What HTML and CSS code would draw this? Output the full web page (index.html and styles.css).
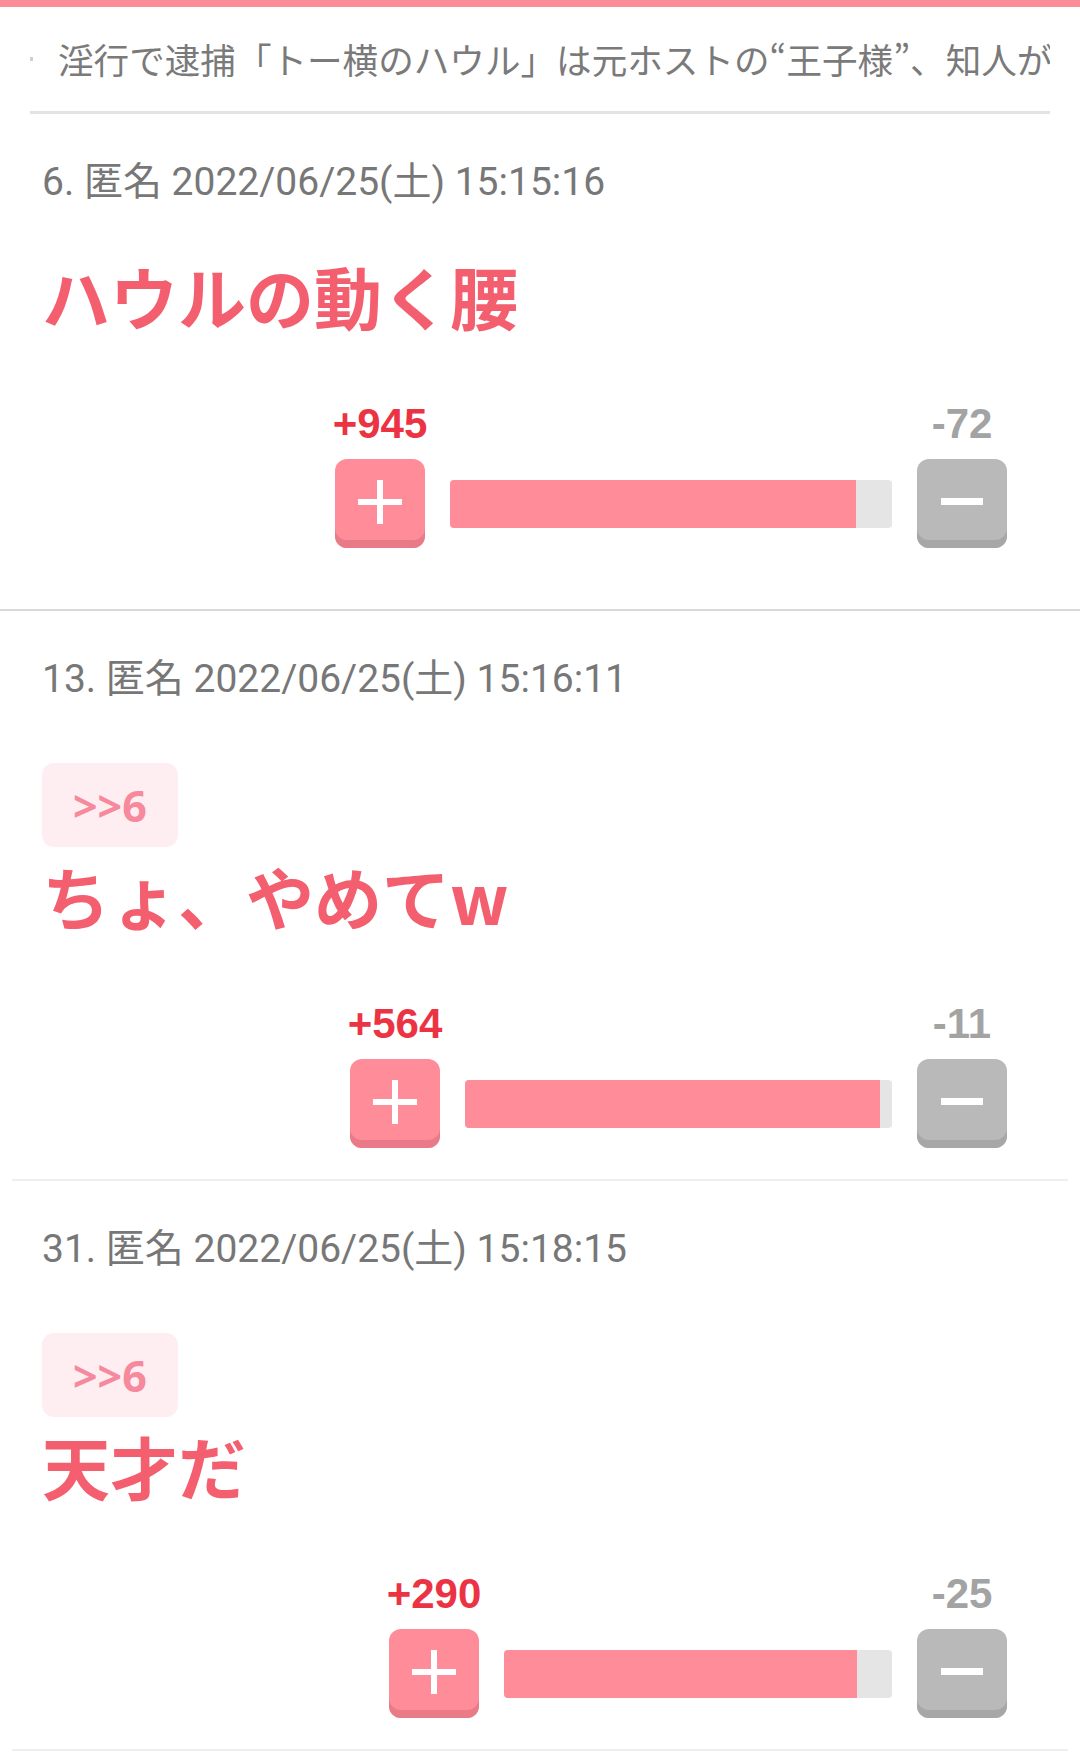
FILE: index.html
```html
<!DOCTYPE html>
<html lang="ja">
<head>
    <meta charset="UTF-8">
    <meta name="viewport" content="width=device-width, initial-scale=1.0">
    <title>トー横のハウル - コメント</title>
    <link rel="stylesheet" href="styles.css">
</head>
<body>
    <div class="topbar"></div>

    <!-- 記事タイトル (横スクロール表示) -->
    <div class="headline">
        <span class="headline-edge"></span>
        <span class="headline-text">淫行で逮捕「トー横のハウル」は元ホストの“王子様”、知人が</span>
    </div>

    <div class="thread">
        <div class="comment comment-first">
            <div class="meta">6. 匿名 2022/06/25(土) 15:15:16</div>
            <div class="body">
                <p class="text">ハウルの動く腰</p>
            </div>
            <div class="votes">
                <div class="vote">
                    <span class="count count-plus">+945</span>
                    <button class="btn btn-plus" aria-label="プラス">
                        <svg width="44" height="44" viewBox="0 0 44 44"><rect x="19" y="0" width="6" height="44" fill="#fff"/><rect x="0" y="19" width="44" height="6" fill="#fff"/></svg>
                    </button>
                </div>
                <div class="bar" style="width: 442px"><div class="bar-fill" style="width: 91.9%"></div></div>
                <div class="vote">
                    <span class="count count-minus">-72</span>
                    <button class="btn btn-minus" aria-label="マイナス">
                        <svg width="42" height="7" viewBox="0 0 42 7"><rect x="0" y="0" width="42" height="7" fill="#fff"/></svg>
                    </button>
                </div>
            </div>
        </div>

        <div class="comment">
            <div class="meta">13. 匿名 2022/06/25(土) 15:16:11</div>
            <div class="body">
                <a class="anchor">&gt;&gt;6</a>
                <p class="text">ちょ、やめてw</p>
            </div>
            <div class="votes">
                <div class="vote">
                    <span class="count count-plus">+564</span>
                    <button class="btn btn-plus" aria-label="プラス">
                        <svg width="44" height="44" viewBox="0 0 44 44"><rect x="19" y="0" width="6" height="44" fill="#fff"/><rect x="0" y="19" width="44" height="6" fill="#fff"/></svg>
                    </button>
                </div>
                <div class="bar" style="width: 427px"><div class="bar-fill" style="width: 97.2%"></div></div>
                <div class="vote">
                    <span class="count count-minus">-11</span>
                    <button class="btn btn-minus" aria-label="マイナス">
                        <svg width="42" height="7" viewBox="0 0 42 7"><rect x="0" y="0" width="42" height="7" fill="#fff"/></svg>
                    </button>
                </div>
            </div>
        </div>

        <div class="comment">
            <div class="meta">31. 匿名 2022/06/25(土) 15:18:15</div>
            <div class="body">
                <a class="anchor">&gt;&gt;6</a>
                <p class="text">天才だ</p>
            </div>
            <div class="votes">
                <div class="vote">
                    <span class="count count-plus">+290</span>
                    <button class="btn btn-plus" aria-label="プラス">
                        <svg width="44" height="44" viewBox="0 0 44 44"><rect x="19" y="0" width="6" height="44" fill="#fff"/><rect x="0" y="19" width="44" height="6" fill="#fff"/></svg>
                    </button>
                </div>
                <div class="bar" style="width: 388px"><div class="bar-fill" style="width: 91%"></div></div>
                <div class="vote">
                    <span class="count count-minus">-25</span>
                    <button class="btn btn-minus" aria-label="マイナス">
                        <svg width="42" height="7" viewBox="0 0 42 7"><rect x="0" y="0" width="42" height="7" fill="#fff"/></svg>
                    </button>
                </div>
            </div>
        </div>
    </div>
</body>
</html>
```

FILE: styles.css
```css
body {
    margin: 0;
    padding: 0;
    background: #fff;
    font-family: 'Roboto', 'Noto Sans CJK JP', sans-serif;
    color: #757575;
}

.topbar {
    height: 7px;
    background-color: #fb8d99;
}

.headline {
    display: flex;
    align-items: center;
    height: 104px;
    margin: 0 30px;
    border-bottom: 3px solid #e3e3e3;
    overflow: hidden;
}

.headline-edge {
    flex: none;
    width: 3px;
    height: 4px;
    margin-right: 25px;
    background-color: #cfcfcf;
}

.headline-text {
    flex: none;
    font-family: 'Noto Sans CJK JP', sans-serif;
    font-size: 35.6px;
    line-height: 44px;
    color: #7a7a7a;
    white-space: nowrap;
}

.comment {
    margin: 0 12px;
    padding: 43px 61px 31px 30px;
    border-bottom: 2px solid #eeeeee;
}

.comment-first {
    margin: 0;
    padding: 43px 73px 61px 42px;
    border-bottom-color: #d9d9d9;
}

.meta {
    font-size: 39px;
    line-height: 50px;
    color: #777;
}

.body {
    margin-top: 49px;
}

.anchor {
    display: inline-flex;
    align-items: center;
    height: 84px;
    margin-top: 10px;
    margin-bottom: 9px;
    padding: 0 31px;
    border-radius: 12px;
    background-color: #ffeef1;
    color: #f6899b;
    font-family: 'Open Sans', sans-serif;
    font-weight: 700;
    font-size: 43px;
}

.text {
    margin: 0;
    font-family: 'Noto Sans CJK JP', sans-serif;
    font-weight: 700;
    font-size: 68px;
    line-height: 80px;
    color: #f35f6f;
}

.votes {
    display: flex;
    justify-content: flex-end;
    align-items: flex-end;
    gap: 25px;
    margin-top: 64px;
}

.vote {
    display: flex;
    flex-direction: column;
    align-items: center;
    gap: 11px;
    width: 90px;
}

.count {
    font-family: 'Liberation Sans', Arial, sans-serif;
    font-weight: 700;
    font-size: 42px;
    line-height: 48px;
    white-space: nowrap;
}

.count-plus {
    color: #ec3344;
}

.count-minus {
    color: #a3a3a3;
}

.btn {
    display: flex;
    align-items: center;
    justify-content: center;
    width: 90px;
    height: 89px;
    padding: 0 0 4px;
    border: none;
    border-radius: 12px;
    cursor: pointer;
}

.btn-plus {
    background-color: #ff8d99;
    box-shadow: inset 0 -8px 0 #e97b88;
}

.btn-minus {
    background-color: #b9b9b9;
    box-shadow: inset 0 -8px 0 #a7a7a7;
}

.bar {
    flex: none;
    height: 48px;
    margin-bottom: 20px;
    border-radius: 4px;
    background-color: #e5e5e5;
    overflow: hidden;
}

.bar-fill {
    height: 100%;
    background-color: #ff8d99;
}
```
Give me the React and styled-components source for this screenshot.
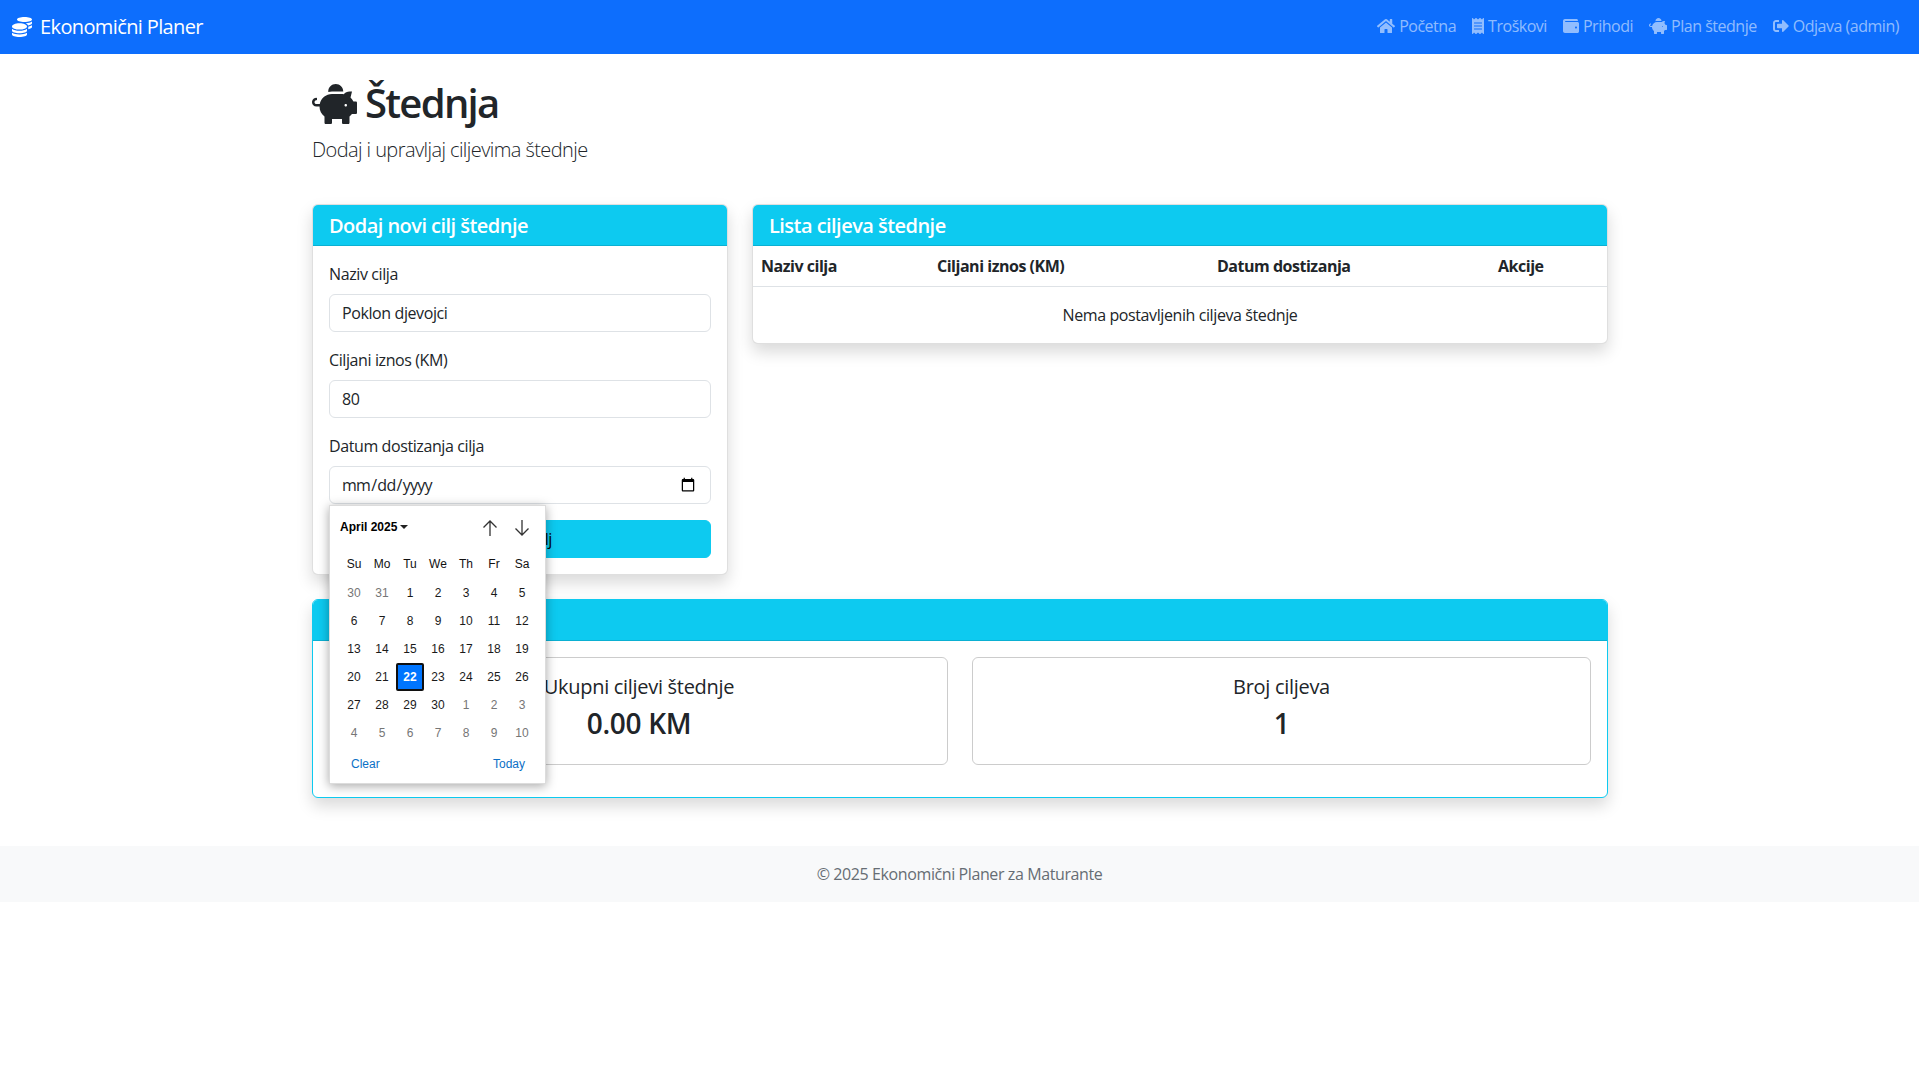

THE PROBLEM: Without the pictures, restate all of the entries above verbatim.

RESPONSE FOR THIS EXERCISE:
What HTML and CSS code would draw this? Output the full web page (index.html and styles.css).
FILE: index.html
```html
<!DOCTYPE html>
<html lang="ja">
<head>
    <meta charset="UTF-8">
    <meta name="viewport" content="width=device-width, initial-scale=1.0">
    <title>トー横のハウル - コメント</title>
    <link rel="stylesheet" href="styles.css">
</head>
<body>
    <div class="topbar"></div>

    <!-- 記事タイトル (横スクロール表示) -->
    <div class="headline">
        <span class="headline-edge"></span>
        <span class="headline-text">淫行で逮捕「トー横のハウル」は元ホストの“王子様”、知人が</span>
    </div>

    <div class="thread">
        <div class="comment comment-first">
            <div class="meta">6. 匿名 2022/06/25(土) 15:15:16</div>
            <div class="body">
                <p class="text">ハウルの動く腰</p>
            </div>
            <div class="votes">
                <div class="vote">
                    <span class="count count-plus">+945</span>
                    <button class="btn btn-plus" aria-label="プラス">
                        <svg width="44" height="44" viewBox="0 0 44 44"><rect x="19" y="0" width="6" height="44" fill="#fff"/><rect x="0" y="19" width="44" height="6" fill="#fff"/></svg>
                    </button>
                </div>
                <div class="bar" style="width: 442px"><div class="bar-fill" style="width: 91.9%"></div></div>
                <div class="vote">
                    <span class="count count-minus">-72</span>
                    <button class="btn btn-minus" aria-label="マイナス">
                        <svg width="42" height="7" viewBox="0 0 42 7"><rect x="0" y="0" width="42" height="7" fill="#fff"/></svg>
                    </button>
                </div>
            </div>
        </div>

        <div class="comment">
            <div class="meta">13. 匿名 2022/06/25(土) 15:16:11</div>
            <div class="body">
                <a class="anchor">&gt;&gt;6</a>
                <p class="text">ちょ、やめてw</p>
            </div>
            <div class="votes">
                <div class="vote">
                    <span class="count count-plus">+564</span>
                    <button class="btn btn-plus" aria-label="プラス">
                        <svg width="44" height="44" viewBox="0 0 44 44"><rect x="19" y="0" width="6" height="44" fill="#fff"/><rect x="0" y="19" width="44" height="6" fill="#fff"/></svg>
                    </button>
                </div>
                <div class="bar" style="width: 427px"><div class="bar-fill" style="width: 97.2%"></div></div>
                <div class="vote">
                    <span class="count count-minus">-11</span>
                    <button class="btn btn-minus" aria-label="マイナス">
                        <svg width="42" height="7" viewBox="0 0 42 7"><rect x="0" y="0" width="42" height="7" fill="#fff"/></svg>
                    </button>
                </div>
            </div>
        </div>

        <div class="comment">
            <div class="meta">31. 匿名 2022/06/25(土) 15:18:15</div>
            <div class="body">
                <a class="anchor">&gt;&gt;6</a>
                <p class="text">天才だ</p>
            </div>
            <div class="votes">
                <div class="vote">
                    <span class="count count-plus">+290</span>
                    <button class="btn btn-plus" aria-label="プラス">
                        <svg width="44" height="44" viewBox="0 0 44 44"><rect x="19" y="0" width="6" height="44" fill="#fff"/><rect x="0" y="19" width="44" height="6" fill="#fff"/></svg>
                    </button>
                </div>
                <div class="bar" style="width: 388px"><div class="bar-fill" style="width: 91%"></div></div>
                <div class="vote">
                    <span class="count count-minus">-25</span>
                    <button class="btn btn-minus" aria-label="マイナス">
                        <svg width="42" height="7" viewBox="0 0 42 7"><rect x="0" y="0" width="42" height="7" fill="#fff"/></svg>
                    </button>
                </div>
            </div>
        </div>
    </div>
</body>
</html>
```

FILE: styles.css
```css
body {
    margin: 0;
    padding: 0;
    background: #fff;
    font-family: 'Roboto', 'Noto Sans CJK JP', sans-serif;
    color: #757575;
}

.topbar {
    height: 7px;
    background-color: #fb8d99;
}

.headline {
    display: flex;
    align-items: center;
    height: 104px;
    margin: 0 30px;
    border-bottom: 3px solid #e3e3e3;
    overflow: hidden;
}

.headline-edge {
    flex: none;
    width: 3px;
    height: 4px;
    margin-right: 25px;
    background-color: #cfcfcf;
}

.headline-text {
    flex: none;
    font-family: 'Noto Sans CJK JP', sans-serif;
    font-size: 35.6px;
    line-height: 44px;
    color: #7a7a7a;
    white-space: nowrap;
}

.comment {
    margin: 0 12px;
    padding: 43px 61px 31px 30px;
    border-bottom: 2px solid #eeeeee;
}

.comment-first {
    margin: 0;
    padding: 43px 73px 61px 42px;
    border-bottom-color: #d9d9d9;
}

.meta {
    font-size: 39px;
    line-height: 50px;
    color: #777;
}

.body {
    margin-top: 49px;
}

.anchor {
    display: inline-flex;
    align-items: center;
    height: 84px;
    margin-top: 10px;
    margin-bottom: 9px;
    padding: 0 31px;
    border-radius: 12px;
    background-color: #ffeef1;
    color: #f6899b;
    font-family: 'Open Sans', sans-serif;
    font-weight: 700;
    font-size: 43px;
}

.text {
    margin: 0;
    font-family: 'Noto Sans CJK JP', sans-serif;
    font-weight: 700;
    font-size: 68px;
    line-height: 80px;
    color: #f35f6f;
}

.votes {
    display: flex;
    justify-content: flex-end;
    align-items: flex-end;
    gap: 25px;
    margin-top: 64px;
}

.vote {
    display: flex;
    flex-direction: column;
    align-items: center;
    gap: 11px;
    width: 90px;
}

.count {
    font-family: 'Liberation Sans', Arial, sans-serif;
    font-weight: 700;
    font-size: 42px;
    line-height: 48px;
    white-space: nowrap;
}

.count-plus {
    color: #ec3344;
}

.count-minus {
    color: #a3a3a3;
}

.btn {
    display: flex;
    align-items: center;
    justify-content: center;
    width: 90px;
    height: 89px;
    padding: 0 0 4px;
    border: none;
    border-radius: 12px;
    cursor: pointer;
}

.btn-plus {
    background-color: #ff8d99;
    box-shadow: inset 0 -8px 0 #e97b88;
}

.btn-minus {
    background-color: #b9b9b9;
    box-shadow: inset 0 -8px 0 #a7a7a7;
}

.bar {
    flex: none;
    height: 48px;
    margin-bottom: 20px;
    border-radius: 4px;
    background-color: #e5e5e5;
    overflow: hidden;
}

.bar-fill {
    height: 100%;
    background-color: #ff8d99;
}
```
Give me the React and styled-components source for this screenshot.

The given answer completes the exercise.